Mi-juin 2015, au tour du secrétaire général de la Confédération asiatique d’être impliqué. Le Malaisien Alex Soosay a fini par démissionner, un mois après sa suspension dans le cadre d’une enquête pour dissimulation de preuves. Une vidéo montrait un employé de la Confédération affirmant que Soosay lui avait demandé de “falsifier ou cacher” des documents relatifs aux paiements ordonnés par Bin Hammam. Après ces révélations, l’ancien milieu de terrain, qui a nié, a été suspendu.

BH a-t-il agi seul ? “Difficile à imaginer”

Par ailleurs, BH n’a pas souhaité collaborer à l’enquête de Michael Garcia, l’ex-directeur de la chambre d’instruction du comité d’éthique de la Fifa, chargé de faire la lumière sur les soupçons de corruption autour des attributions des mondiaux 2018 et 2022.

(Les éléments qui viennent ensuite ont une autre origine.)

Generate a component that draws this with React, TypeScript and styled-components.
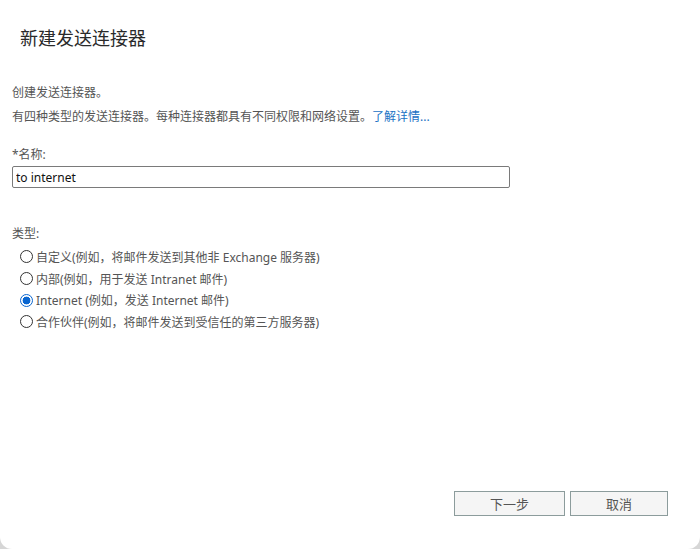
import React, { useState } from 'react';
import styled, { createGlobalStyle } from 'styled-components';

const GlobalStyle = createGlobalStyle`
  html, body {
    margin: 0;
    padding: 0;
    background: #d6d6d6;
  }
  body {
    font-family: "Segoe UI", "Noto Sans", "Noto Sans CJK SC", sans-serif;
    color: #444;
  }
`;

const types = [
  { id: 'custom', label: '自定义(例如，将邮件发送到其他非 Exchange 服务器)' },
  { id: 'internal', label: '内部(例如，用于发送 Intranet 邮件)' },
  { id: 'internet', label: 'Internet (例如，发送 Internet 邮件)' },
  { id: 'partner', label: '合作伙伴(例如，将邮件发送到受信任的第三方服务器)' },
];

function App() {
  const [name, setName] = useState('to internet');
  const [kind, setKind] = useState('internet');

  return (
    <>
      <GlobalStyle />
      <Window>
        <Title>新建发送连接器</Title>
        <Body>
          <Text>创建发送连接器。</Text>
          <Text>
            有四种类型的发送连接器。每种连接器都具有不同权限和网络设置。
            <Link href="#">了解详情...</Link>
          </Text>

          <FieldLabel $top={17}>*名称:</FieldLabel>
          <NameInput value={name} onChange={(e) => setName(e.target.value)} />

          <FieldLabel $top={37}>类型:</FieldLabel>
          <RadioList>
            {types.map((t) => (
              <RadioRow key={t.id} onClick={() => setKind(t.id)}>
                <RadioCircle $checked={kind === t.id} />
                <span>{t.label}</span>
              </RadioRow>
            ))}
          </RadioList>
        </Body>
        <Footer>
          <Button $width={111}>下一步</Button>
          <Button $width={98}>取消</Button>
        </Footer>
      </Window>
    </>
  );
}

export default App;

const Window = styled.div`
  width: 700px;
  height: 549px;
  box-sizing: border-box;
  background: #fff;
  border-radius: 0 0 12px 12px;
  display: flex;
  flex-direction: column;
`;

const Title = styled.h1`
  margin: 0;
  padding: 24px 20px 0;
  font-size: 18px;
  line-height: 26px;
  font-weight: 400;
  color: #2a2a2a;
  font-family: "Noto Sans CJK SC", sans-serif;
`;

const Body = styled.div`
  padding: 31px 12px 0;
  display: flex;
  flex-direction: column;
  font-size: 12px;
`;

const Text = styled.p`
  margin: 0;
  line-height: 24px;
  color: #555;
`;

const Link = styled.a`
  color: #1b72c4;
  text-decoration: none;
`;

const FieldLabel = styled.div<{ $top: number }>`
  margin-top: ${(p) => p.$top}px;
  line-height: 18px;
  color: #555;
`;

const NameInput = styled.input`
  margin-top: 2px;
  width: 498px;
  height: 22px;
  box-sizing: border-box;
  border: 1px solid #7a7a7a;
  border-radius: 2px;
  padding: 0 3px;
  font-family: "Segoe UI", "Noto Sans", "Noto Sans CJK SC", sans-serif;
  font-size: 12px;
  color: #111;
  outline: none;
`;

const RadioList = styled.div`
  margin-top: 3px;
  padding-left: 8px;
  display: flex;
  flex-direction: column;
`;

const RadioRow = styled.label`
  display: flex;
  align-items: center;
  gap: 3px;
  height: 21.7px;
  color: #555;
  cursor: pointer;
`;

const RadioCircle = styled.span<{ $checked: boolean }>`
  width: 13px;
  height: 13px;
  box-sizing: border-box;
  border-radius: 50%;
  border: 1px solid ${(p) => (p.$checked ? '#0a66d0' : '#333')};
  background: ${(p) =>
    p.$checked ? 'radial-gradient(circle, #0a66d0 0 3.6px, #fff 4.2px)' : '#fff'};
  flex-shrink: 0;
`;

const Footer = styled.div`
  margin-top: auto;
  display: flex;
  justify-content: flex-end;
  gap: 5px;
  padding: 0 32px 33px 0;
`;

const Button = styled.button<{ $width: number }>`
  width: ${(p) => p.$width}px;
  height: 25px;
  box-sizing: border-box;
  border: 1px solid #8c9c9c;
  background: #f5f5f5;
  color: #555;
  font-family: "Noto Sans CJK SC", sans-serif;
  font-size: 13px;
  padding: 0;
  cursor: pointer;
`;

À l’arrivée, une question se pose : Bin Hammam a-t-il agi seul ou sur ordre de Doha ? Interrogé, le président d’une grande fédération européenne, au fait des petites combines et magouilles du milieu, a sa petite idée : “Difficile à dire, mais j’ai quand même du mal à l’imaginer agir sans en référer une seule seconde à ses supérieurs.”

Aujourd’hui, le Qatari a repris sa vie de promoteur immobilier. “Il était riche avant d’entrer dans le monde du football et il n’est pas vraiment dans le besoin”, souligne un proche de l’Émirati. “Le football, c’est fini pour lui, même s’il a gardé des relations avec des présidents de certaines fédérations en Asie, en Europe et en Afrique. Je ne vous donnerai pas de noms, cela pourrait être embêtant pour eux d’être associés à Bin Hammam”, conclut-il.

Suspendu à vie par la Fifa mais jamais condamné par la justice civile, le Tribunal arbitral du sport annulant sa suspension, faute de “charges suffisantes”, Mohammed Bin Hammam se terre désormais dans le silence. BH, le patriote “corrupteur” au service de son pays et qui n’en finit plus de faire parler.

* Heidi Blake et Jonathan Calvert, The Ugly Game – How Qatari plot to buy the World Cup, éd. Simon & Schuster, avril 2015.